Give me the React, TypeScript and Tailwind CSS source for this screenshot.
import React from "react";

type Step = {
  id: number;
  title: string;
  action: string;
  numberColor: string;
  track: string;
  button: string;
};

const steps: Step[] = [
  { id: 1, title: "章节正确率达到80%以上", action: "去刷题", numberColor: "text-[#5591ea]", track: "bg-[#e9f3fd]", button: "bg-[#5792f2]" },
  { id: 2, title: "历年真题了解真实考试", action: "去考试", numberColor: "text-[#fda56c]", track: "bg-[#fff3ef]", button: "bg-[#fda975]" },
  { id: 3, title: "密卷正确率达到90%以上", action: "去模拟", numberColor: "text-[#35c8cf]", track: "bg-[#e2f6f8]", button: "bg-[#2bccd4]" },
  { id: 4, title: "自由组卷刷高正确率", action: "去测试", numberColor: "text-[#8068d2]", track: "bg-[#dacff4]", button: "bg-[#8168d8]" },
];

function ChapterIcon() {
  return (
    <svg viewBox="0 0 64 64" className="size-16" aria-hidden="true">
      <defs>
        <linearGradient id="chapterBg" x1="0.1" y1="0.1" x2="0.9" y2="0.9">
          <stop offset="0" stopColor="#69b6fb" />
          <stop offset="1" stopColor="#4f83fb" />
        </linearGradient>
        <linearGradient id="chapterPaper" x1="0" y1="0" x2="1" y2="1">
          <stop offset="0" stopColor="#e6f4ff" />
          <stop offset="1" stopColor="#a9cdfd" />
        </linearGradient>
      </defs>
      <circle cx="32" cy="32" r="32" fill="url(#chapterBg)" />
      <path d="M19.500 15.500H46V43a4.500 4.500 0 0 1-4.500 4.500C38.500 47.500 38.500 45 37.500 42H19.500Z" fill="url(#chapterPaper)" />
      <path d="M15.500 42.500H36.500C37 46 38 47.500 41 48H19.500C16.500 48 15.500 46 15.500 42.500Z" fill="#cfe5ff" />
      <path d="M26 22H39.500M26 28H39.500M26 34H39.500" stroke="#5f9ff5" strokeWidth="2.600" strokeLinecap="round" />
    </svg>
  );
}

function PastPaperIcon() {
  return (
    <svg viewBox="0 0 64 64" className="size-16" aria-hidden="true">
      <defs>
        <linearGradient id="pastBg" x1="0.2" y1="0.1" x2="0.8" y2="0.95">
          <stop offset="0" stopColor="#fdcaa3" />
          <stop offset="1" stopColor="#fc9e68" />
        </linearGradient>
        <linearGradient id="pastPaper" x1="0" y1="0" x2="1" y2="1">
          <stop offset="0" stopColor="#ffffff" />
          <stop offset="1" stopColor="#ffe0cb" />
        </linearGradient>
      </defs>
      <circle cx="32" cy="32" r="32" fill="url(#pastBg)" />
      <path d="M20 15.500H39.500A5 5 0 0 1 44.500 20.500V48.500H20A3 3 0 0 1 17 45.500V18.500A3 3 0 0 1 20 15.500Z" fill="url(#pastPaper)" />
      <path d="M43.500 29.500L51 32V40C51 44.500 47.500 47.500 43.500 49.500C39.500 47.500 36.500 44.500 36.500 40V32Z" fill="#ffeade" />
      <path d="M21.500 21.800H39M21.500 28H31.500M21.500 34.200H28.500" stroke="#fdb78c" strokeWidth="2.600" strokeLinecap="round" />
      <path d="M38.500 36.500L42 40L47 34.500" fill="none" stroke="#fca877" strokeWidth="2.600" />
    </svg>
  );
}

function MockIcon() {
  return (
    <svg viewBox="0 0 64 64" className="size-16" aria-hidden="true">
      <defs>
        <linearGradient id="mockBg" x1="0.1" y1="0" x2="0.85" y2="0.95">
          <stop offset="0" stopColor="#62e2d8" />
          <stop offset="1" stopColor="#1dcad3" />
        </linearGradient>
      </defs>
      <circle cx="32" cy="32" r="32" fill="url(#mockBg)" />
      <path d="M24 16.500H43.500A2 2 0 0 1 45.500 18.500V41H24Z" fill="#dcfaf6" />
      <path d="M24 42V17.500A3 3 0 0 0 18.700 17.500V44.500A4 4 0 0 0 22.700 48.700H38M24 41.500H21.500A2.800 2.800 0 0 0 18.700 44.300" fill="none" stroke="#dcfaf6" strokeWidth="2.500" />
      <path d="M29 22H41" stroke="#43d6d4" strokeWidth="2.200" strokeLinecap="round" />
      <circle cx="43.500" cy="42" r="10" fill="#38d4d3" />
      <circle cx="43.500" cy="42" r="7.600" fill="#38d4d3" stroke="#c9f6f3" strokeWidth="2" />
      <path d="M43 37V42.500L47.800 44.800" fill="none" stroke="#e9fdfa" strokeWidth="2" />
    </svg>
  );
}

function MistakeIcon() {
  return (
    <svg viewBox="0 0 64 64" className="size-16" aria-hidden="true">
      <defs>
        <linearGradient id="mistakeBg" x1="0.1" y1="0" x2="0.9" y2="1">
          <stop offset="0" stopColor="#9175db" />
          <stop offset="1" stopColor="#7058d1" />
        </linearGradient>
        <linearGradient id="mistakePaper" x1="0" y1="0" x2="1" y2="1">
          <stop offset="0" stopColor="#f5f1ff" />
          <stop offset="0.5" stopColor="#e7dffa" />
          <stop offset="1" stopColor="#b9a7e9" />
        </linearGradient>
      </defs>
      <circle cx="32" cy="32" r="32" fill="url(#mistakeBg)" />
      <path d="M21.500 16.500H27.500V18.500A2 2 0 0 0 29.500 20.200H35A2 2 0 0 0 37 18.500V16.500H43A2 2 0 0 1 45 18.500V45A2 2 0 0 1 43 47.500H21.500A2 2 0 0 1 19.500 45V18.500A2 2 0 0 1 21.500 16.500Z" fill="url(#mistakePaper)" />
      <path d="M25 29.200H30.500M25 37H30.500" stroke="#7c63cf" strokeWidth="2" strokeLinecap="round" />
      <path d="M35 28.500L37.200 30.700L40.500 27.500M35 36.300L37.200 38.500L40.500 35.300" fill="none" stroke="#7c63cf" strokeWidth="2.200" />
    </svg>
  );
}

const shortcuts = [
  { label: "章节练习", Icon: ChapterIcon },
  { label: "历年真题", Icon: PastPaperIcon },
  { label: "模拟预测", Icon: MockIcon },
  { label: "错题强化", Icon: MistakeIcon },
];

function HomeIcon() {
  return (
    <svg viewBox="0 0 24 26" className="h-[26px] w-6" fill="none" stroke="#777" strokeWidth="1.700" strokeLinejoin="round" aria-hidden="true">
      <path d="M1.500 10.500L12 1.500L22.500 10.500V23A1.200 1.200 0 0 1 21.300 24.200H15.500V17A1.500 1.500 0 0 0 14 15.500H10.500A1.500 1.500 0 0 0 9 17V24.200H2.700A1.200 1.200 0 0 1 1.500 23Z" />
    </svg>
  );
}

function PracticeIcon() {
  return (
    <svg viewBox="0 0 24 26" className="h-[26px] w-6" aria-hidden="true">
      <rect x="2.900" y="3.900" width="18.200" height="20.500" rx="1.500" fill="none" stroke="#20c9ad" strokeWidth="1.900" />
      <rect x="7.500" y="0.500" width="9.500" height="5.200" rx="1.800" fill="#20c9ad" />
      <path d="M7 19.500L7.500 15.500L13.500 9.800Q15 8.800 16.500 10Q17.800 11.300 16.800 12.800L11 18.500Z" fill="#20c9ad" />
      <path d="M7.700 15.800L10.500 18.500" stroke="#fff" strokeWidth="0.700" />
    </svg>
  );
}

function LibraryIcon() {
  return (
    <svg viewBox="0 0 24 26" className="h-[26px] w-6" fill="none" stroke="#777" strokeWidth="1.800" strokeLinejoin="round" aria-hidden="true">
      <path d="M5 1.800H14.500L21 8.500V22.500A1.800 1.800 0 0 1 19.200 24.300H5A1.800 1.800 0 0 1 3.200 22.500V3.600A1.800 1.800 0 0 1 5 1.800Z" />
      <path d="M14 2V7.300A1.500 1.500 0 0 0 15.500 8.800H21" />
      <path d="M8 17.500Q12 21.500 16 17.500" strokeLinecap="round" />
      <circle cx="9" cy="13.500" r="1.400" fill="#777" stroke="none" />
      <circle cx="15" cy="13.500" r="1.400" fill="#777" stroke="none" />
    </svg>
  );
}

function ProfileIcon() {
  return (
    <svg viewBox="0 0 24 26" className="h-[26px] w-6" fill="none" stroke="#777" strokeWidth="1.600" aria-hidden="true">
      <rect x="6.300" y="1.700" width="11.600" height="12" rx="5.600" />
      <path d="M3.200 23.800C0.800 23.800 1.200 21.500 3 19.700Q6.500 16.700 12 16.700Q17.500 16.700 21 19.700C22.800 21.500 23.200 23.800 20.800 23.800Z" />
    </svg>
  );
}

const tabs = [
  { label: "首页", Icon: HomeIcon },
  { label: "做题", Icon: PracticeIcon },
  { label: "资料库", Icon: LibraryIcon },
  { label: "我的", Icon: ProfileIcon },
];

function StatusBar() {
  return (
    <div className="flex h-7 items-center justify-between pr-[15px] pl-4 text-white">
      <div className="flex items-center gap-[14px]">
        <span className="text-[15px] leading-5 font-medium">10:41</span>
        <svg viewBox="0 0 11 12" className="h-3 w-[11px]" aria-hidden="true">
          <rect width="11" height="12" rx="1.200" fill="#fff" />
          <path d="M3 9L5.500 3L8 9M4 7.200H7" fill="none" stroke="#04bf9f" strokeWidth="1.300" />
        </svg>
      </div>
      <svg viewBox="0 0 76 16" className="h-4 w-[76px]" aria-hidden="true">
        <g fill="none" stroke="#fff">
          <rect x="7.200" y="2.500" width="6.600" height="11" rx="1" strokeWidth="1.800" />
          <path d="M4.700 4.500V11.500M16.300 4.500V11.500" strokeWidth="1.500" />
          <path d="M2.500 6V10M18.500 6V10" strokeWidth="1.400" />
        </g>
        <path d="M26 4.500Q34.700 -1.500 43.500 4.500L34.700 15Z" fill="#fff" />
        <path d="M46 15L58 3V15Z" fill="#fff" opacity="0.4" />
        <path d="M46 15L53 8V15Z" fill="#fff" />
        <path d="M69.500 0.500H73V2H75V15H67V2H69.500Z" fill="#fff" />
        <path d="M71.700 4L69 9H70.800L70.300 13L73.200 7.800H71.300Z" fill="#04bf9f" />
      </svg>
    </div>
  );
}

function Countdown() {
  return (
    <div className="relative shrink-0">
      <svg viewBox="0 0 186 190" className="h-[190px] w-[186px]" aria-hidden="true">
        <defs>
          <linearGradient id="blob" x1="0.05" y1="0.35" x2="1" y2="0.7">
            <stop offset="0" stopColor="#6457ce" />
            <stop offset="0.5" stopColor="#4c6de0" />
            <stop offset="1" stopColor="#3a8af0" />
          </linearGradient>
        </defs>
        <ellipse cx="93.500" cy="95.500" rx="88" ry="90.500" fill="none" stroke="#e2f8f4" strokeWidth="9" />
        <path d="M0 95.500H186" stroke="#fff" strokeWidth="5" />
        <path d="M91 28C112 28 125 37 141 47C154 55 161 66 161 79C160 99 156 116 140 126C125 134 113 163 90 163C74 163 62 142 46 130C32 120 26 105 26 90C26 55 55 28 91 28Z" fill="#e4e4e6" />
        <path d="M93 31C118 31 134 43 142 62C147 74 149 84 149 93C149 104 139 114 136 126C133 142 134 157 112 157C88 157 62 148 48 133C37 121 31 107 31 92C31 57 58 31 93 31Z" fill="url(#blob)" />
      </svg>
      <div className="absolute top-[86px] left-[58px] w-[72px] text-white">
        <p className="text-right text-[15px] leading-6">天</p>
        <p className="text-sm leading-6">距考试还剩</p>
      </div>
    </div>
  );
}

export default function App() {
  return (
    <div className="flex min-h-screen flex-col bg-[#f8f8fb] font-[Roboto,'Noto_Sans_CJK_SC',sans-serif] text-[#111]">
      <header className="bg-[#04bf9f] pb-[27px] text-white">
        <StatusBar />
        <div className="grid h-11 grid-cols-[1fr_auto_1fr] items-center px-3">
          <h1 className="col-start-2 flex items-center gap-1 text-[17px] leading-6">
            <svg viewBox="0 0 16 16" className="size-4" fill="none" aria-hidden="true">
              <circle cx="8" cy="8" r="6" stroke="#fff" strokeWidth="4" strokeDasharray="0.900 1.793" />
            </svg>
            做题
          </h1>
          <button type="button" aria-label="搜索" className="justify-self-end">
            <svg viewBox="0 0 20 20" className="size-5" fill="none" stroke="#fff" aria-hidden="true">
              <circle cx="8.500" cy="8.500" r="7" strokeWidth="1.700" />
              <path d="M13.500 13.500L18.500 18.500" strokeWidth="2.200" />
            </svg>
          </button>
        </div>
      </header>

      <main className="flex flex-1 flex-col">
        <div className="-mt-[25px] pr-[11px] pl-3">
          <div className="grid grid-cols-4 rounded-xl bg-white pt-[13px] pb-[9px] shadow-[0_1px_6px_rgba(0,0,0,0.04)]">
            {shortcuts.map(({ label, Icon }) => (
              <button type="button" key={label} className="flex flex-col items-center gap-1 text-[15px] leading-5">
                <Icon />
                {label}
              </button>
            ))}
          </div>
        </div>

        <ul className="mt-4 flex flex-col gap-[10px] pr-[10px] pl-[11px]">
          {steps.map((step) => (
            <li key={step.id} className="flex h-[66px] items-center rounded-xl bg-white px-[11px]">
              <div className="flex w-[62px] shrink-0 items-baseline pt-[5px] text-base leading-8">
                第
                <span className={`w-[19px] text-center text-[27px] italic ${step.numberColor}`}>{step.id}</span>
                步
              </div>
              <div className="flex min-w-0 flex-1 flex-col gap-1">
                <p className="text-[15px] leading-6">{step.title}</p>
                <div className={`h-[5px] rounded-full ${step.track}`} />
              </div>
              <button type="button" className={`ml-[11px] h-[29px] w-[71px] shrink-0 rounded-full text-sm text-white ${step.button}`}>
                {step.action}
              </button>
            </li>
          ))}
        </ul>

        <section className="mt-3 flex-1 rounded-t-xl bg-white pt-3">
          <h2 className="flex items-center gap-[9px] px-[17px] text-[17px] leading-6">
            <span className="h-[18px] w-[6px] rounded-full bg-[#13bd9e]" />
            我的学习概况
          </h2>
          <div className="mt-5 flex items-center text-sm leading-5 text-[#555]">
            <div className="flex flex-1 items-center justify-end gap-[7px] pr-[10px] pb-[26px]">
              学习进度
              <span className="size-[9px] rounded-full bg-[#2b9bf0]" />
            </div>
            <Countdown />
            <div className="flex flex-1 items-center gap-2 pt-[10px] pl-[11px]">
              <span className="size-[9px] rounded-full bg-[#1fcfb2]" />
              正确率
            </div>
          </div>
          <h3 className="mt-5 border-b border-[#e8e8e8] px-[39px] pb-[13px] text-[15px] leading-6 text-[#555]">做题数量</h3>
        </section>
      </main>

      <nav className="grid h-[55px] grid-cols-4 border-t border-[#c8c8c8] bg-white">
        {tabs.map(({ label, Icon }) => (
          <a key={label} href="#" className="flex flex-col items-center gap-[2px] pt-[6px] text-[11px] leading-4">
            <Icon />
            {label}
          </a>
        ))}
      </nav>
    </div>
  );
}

**********

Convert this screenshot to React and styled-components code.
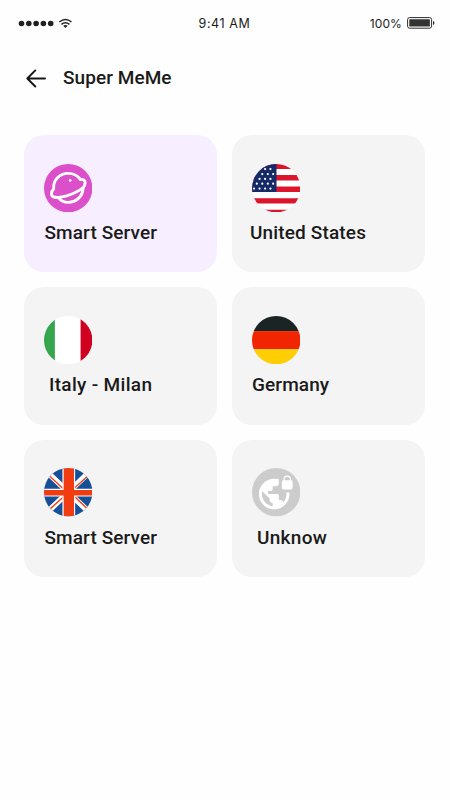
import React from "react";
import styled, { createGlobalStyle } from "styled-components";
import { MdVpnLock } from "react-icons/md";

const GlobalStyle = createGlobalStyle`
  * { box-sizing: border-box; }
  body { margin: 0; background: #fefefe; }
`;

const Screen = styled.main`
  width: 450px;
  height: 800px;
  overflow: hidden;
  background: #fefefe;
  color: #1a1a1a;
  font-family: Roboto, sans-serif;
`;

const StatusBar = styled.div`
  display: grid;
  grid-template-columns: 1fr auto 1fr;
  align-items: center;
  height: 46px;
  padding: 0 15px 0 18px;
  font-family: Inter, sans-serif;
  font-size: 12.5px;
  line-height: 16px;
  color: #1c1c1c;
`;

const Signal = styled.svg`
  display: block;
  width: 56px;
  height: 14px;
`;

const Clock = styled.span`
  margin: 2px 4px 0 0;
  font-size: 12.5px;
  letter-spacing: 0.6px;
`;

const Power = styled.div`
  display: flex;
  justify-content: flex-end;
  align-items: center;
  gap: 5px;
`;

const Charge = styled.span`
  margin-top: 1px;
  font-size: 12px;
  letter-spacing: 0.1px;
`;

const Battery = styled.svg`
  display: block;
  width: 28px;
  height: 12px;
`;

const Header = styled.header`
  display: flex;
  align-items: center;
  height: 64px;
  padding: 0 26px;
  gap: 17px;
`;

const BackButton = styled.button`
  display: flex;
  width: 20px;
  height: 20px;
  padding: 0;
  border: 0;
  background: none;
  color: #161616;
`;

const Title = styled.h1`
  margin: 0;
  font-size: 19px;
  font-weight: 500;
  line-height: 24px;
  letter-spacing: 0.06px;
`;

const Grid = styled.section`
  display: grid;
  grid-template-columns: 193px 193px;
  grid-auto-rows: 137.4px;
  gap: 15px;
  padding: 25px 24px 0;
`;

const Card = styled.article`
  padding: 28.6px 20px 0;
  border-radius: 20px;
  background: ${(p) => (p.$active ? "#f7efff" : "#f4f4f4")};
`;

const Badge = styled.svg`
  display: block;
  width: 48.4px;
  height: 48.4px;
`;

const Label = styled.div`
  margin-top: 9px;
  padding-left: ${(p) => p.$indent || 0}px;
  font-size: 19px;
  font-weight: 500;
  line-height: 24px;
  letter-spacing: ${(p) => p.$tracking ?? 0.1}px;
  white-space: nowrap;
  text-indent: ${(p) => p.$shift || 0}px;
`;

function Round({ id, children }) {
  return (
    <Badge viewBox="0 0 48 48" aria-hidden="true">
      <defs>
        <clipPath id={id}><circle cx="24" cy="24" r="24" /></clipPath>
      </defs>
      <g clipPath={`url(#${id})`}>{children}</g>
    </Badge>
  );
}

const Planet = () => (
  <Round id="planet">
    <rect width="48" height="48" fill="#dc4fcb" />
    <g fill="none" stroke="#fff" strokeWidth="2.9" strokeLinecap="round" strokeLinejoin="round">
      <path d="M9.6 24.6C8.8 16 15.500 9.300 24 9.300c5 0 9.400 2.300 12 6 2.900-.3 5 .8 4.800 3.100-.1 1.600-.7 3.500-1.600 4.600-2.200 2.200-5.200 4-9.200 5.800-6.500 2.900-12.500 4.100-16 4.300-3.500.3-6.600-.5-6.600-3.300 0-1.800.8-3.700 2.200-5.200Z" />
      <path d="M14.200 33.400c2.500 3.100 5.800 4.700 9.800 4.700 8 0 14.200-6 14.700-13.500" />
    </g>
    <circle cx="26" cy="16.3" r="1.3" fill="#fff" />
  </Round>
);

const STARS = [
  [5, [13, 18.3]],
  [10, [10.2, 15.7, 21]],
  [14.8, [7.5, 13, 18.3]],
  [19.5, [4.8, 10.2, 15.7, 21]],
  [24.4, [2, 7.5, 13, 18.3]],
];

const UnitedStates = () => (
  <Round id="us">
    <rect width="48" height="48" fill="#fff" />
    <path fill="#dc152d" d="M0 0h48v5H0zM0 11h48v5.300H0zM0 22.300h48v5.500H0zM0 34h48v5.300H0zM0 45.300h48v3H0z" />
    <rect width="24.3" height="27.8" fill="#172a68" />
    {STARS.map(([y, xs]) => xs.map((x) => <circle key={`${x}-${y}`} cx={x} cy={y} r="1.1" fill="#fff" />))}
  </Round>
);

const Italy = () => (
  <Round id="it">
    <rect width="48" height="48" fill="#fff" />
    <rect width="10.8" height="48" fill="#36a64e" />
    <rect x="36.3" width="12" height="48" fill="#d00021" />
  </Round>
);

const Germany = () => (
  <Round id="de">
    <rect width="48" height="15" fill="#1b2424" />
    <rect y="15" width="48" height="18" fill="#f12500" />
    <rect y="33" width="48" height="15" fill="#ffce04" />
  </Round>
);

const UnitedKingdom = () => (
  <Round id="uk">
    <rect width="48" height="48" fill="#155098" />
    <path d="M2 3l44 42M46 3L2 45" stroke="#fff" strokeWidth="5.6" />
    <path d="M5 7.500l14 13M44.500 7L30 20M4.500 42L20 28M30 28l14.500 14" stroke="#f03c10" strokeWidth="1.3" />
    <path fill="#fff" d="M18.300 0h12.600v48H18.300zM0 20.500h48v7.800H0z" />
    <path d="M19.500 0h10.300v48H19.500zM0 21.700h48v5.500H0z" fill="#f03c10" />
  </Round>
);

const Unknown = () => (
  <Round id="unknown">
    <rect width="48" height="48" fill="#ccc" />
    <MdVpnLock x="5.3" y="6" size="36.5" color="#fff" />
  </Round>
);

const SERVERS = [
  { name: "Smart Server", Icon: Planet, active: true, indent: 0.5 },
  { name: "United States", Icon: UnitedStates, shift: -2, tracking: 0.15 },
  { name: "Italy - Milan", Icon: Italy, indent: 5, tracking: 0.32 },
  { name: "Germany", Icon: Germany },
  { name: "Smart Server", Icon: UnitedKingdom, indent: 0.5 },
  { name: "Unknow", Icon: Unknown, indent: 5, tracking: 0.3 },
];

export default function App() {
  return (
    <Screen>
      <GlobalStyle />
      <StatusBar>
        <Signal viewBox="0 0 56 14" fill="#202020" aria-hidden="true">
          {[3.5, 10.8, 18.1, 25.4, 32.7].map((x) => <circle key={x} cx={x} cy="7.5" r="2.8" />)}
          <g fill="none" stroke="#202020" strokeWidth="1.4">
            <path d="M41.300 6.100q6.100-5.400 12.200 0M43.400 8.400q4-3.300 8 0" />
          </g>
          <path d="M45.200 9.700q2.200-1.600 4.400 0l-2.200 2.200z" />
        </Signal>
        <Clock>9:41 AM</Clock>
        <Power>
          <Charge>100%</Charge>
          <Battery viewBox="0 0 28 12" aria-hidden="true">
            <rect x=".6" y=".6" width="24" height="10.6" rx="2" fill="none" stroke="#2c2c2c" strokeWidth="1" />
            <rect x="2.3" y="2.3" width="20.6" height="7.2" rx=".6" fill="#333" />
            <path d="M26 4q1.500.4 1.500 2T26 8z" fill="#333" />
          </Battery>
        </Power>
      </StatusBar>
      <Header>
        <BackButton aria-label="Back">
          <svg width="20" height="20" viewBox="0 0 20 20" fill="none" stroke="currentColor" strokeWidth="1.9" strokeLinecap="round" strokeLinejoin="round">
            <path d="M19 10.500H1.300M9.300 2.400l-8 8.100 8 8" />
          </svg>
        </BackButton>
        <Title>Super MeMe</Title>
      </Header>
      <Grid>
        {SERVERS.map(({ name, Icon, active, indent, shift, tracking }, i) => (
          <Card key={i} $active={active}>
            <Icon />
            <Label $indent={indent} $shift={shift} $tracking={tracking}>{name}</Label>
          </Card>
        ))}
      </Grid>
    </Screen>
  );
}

**********

Using the listing above, list every line in which the string "components" occurs.

_Response_.
Convert this screenshot to React and styled-components code.
import styled, { createGlobalStyle } from "styled-components";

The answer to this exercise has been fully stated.